It has now been confirmed that British troops will be involved in an operations to address the migrant crisis. The decision was made following a Cobra (Cabinet Office Briefing Room) meeting on Friday morning but the Army will not take part in a security role but rather will be used as a way of easing traffic congestion leading to the tunnel in Folkestone.
Prime Minister David Cameron confirmed the Ministry of Defence will use its land around Folkestone as a temporary parking space allowing some relief for the heavily congested motorway. British soldiers will work alongside police as part of the so-called Operation: Stack which has seen vast numbers of lorries parked up alongside the motorways leading to the tunnel as a result of the situation in Calais.
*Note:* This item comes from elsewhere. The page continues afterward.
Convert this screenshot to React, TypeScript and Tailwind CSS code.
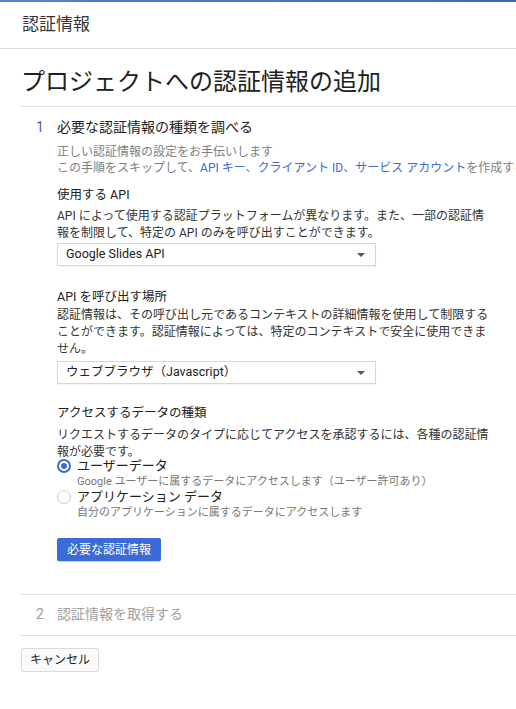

It is understood that the police will have authority over the operation and that the Army is effectively operating in an auxiliary role.
On addressing questions regarding British efforts to improve security in Calais the Prime Minister said sniffer dogs and extra fencing would be sent to France to help the struggling French authorities in Calais who appear completely overwhelmed. If the relationship between France and Britain over the migrants was not strained enough already, this week saw the release of figures showing that UK companies are losing up to £750,000 a day due to delays prompting the leader of the Labour Party, Harriet Harmon, to demand that David Cameron speak to his French counterparts about compensation claims.
David Cameron simply responded to all questions along the lines of;
This is going to be a difficult issue right across the summer…I will have a team of senior ministers who I will be working to deal with it, and we rule nothing out in taking action to deal with this very serious problem…We are absolutely on it. We know it needs more work.